There were great numbers of young men who had never been in a war and were consequently far from unwilling to join in this one.(Thucydides, 5th century BC)
I love that quote, inscribed on the walls of the Imperial War Museum, because it tells you so much both about the reason wars happen and about the nature of men. Most of us go through a phase where we think it would be terribly exciting to ‘see the elephant’. And for a lucky few, it’s everything they hoped it would be and more.
One of those lucky few is an extraordinarily jammy sod called Matthew VanDyke. By rights this young American filmmaker from Baltimore ought to be dead a thousand times over. Instead, rather more by luck than judgment, he not only survived six months in a Benghazi prison in which he could hear his neighbours being tortured to death, but also several weeks as an active combatant (for the rebel side) in the notoriously vicious and unpredictable Libyan civil war.
Since his adventures were turned into an award-winning Storyville documentary The Arabian Motorcycle Adventures (shown on BBC4 the other week, still viewable on iPlayer and highly recommended), Vandyke has come in for a lot of stick from critics for being a cold-eyed, narcissistic, irresponsible, selfish thrill-seeker who put his yearning for adventure and fame before the needs of either his loved ones or those oppressed Libyans whose cause he professed to champion. To which my response is, ‘Yeah. And?’
Indeed, it’s a criticism so utterly fatuous it’s like writing off When We Were Kings because of the insufficiently Corinthian spirit displayed in it by Muhammad Ali. Or like rejecting Man on Wire on the grounds of its being unbalanced by its hero’s monomaniacal obsession with walking across a wire strung between two high buildings. VanDyke, prominent throughout though he is, is oddly a cipher. What matters, far more, is the weird, random stuff going on around him, almost in spite of him, and what it tells us about the meaning of life in general and war in particular.
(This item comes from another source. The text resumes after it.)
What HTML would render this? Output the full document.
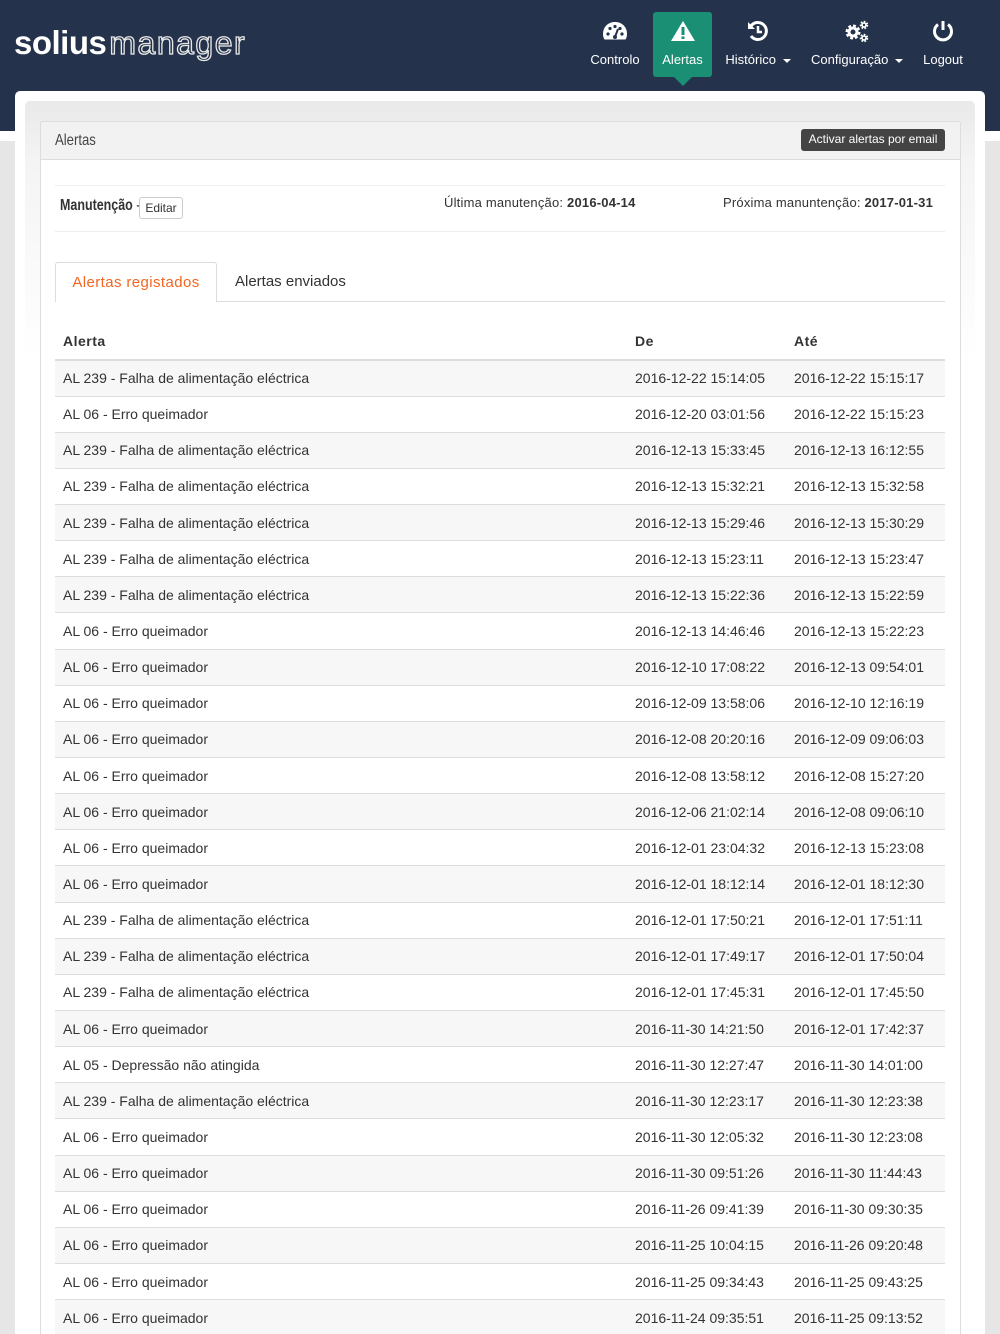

One thing it tells us is: be careful what you wish for. VanDyke was a spoilt only child with obsessive compulsive disorder, few friends, and a burning desire to become an adventurer like Lawrence of Arabia or the rugged Aussie documentary-maker Alby Mangels. So, after university, he set off on a motorbike on a 35,000 mile tour of north Africa and beyond, so terminally naive that on encountering his first hole-in-the-ground toilet he didn’t even understand what it was for.
None of this would have been of much interest to anyone had not VanDyke chronicled every last detail of his trip with an in-built helmet camera. Being OCD, he didn’t stop there. He’d drive up a hill, set up the camera, then drive back down and up the hill, often several times, in order to get the perfect shot of him driving up a hill. And so on and so forth. When genuinely exciting stuff started to happen to him, this obsessive chronicling suddenly became documentary gold.
The occasion in Iraq, for example, where he’s sharing a meal with a group of Libyan rebels he has befriended. One of them announces, jauntily but also mournfully and fatalistically: ‘Last supper’. And so, indeed, for several of those present, it proves.
Given the circumstances, this is not exactly surprising. The sheer amateurishness of his rebel chums in the early stages of the revolution is extraordinary. They advance on Gaddafi’s well-armed forces with absolutely no military experience, in a pick-up truck they have rebuilt from scrap, with, on a mount welded to the back, a heavy machine gun that they have retrieved from the smouldering ruins of a recently bombed military base. Then they drive to the front line…
Part of the documentary’s appeal is the sheer astonishment that you experience watching VanDyke go through so much so (relatively) unscathed, and at the unlikely twists and turns of fate that make all the difference between life and hideous death. But what’s also very illuminating is the Thucydidean light it sheds on the visceral pull and perceived glamour of war, especially in the age of phone cameras and social media.
‘Everybody wants cool stuff they can show their friends on Facebook,’ says VanDyke, at one point. And this is the heart of it all. He first notices it while embedded with US troops in Iraq and Afghanistan; then, even more so, as a fighter himself in Libya in arguably the most saturatedly filmed war in history: every soldier he meets is conscious of himself as a character in a war movie — US soldiers demanding retakes of themselves kicking down doors till the scene looks right; Libyan rebels draped in bandoliers of ammo, firing heavy machine guns from the hip, fully exposed, not because it serves any practical purpose but because it makes them look just like Rambo.
It’s one of the most enthralling, constantly surprising documentaries I’ve seen in ages. Do watch.